The Fourth District distinguished Smith in Gardner v. Manor Care of Boca Raton, 27 Fla. L. Weekly D837, — So.2d -, 2002 WL 530977 (Fla. 4th DCA April 10, 2002), and denied a petition for writ of certiorari involving a similar claim of work product privilege. There, Manor Care moved to compel Gardner’s counsel to disclose from a group of surveys conducted at Manor Care those that the plaintiff found to be relevant and to disclose which of Manor Care’s personnel files the plaintiff found to be relevant. The Fourth District distinguished Smith with the rationale that in Smith the documents in question were culled from a possibly infinite universe of corporate documents, whereas in Gardner, the order required counsel to cull through “a finite number of documents, of which respondent already has knowledge (having produced them).” Id.

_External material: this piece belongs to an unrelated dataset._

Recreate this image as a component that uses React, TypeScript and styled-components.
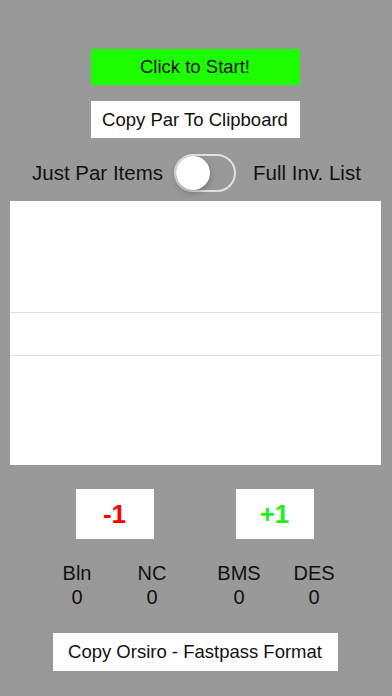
import React from 'react'
import styled, { createGlobalStyle } from 'styled-components'

const GlobalStyle = createGlobalStyle`
  html, body {
    margin: 0;
    padding: 0;
    background: #999999;
  }
  body {
    font-family: 'Liberation Sans', Arial, sans-serif;
    color: #111;
  }
`

const Screen = styled.main`
  width: 392px;
  height: 696px;
  background: #999999;
  display: flex;
  flex-direction: column;
  align-items: center;
  padding: 49px 2px 0 0;
  box-sizing: border-box;
`

const Button = styled.div<{ $bg?: string; $w: number; $h: number; $mt?: number }>`
  width: ${(p) => p.$w}px;
  height: ${(p) => p.$h}px;
  margin-top: ${(p) => p.$mt ?? 0}px;
  background: ${(p) => p.$bg ?? '#ffffff'};
  display: flex;
  align-items: center;
  justify-content: center;
  font-size: 18.5px;
  color: #111;
  white-space: nowrap;
`

const ToggleRow = styled.div`
  margin-top: 16px;
  width: 100%;
  height: 38px;
  display: flex;
  align-items: center;
  padding-left: 32px;
  box-sizing: border-box;
  font-size: 20.5px;
`

const Label = styled.span`
  white-space: nowrap;
`

const Switch = styled.div`
  position: relative;
  width: 62px;
  height: 38px;
  margin: 0 17px 0 11px;
  border-radius: 19px;
  border: 2px solid #e2e2e2;
  box-sizing: border-box;
  flex-shrink: 0;
`

const Knob = styled.div`
  position: absolute;
  top: 0;
  left: 0;
  width: 34px;
  height: 34px;
  border-radius: 50%;
  background: #ffffff;
  box-shadow: 0 3px 6px rgba(0, 0, 0, 0.25), 0 0 1px rgba(0, 0, 0, 0.2);
`

const Table = styled.div`
  margin-top: 9px;
  width: 371px;
  height: 264px;
  background: #ffffff;
  display: flex;
  flex-direction: column;
`

const Cell = styled.div<{ $h: number }>`
  height: ${(p) => p.$h}px;
  flex-shrink: 0;
  border-bottom: 1px solid #e0e0e0;
`

const StepRow = styled.div`
  margin-top: 24px;
  display: flex;
  gap: 82px;
  margin-left: -1px;
`

const StepButton = styled.div<{ $color: string }>`
  width: 78px;
  height: 50px;
  background: #ffffff;
  display: flex;
  align-items: center;
  justify-content: center;
  font-size: 26px;
  font-weight: bold;
  color: ${(p) => p.$color};
`

const Counts = styled.div`
  margin-top: 22px;
  display: flex;
  gap: 27px;
  margin-left: 1px;
`

const CountGroup = styled.div`
  display: flex;
  gap: 15px;
`

const Count = styled.div`
  width: 60px;
  display: flex;
  flex-direction: column;
  align-items: center;
  font-size: 20px;
  line-height: 24px;
`

const counts = [
  [
    { name: 'Bln', value: 0 },
    { name: 'NC', value: 0 },
  ],
  [
    { name: 'BMS', value: 0 },
    { name: 'DES', value: 0 },
  ],
]

export default function App() {
  return (
    <>
      <GlobalStyle />
      <Screen>
        <Button $bg="#1dff00" $w={209} $h={36}>Click to Start!</Button>
        <Button $w={209} $h={37} $mt={16}>Copy Par To Clipboard</Button>

        <ToggleRow>
          <Label>Just Par Items</Label>
          <Switch>
            <Knob />
          </Switch>
          <Label>Full Inv. List</Label>
        </ToggleRow>

        <Table>
          <Cell $h={111} />
          <Cell $h={42} />
        </Table>

        <StepRow>
          <StepButton $color="#ff0000">-1</StepButton>
          <StepButton $color="#1ef21e">+1</StepButton>
        </StepRow>

        <Counts>
          {counts.map((group, i) => (
            <CountGroup key={i}>
              {group.map((c) => (
                <Count key={c.name}>
                  <span>{c.name}</span>
                  <span>{c.value}</span>
                </Count>
              ))}
            </CountGroup>
          ))}
        </Counts>

        <Button $w={285} $h={38} $mt={24}>Copy Orsiro - Fastpass Format</Button>
      </Screen>
    </>
  )
}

The facts of the case at bar may be closer to those in Gardner than those in Smith because there must be a “finite” number of depositions that Dr. Dillon has given in prior cases. However, we question whether Smith and Gardner can be reconciled. We adopt the rationale in Smith, and, applying that rationale here, conclude that the group of Dr.' Dillon’s prior depositions that Dr. Acken’s counsel has collected to impeach Dr. Dillon is attorney work product, which is not subject to disclosure. To the extent that Gardner would dictate a contrary result, we certify conflict.

Accordingly, we grant the writ of certio-rari and quash the trial court’s order.

SILBERMAN and KELLY, JJ., Concur.

. While the parties discussed the possible use of the depositions for impeachment at trial, the issue of whether such use is proper is not before us and we do not address it.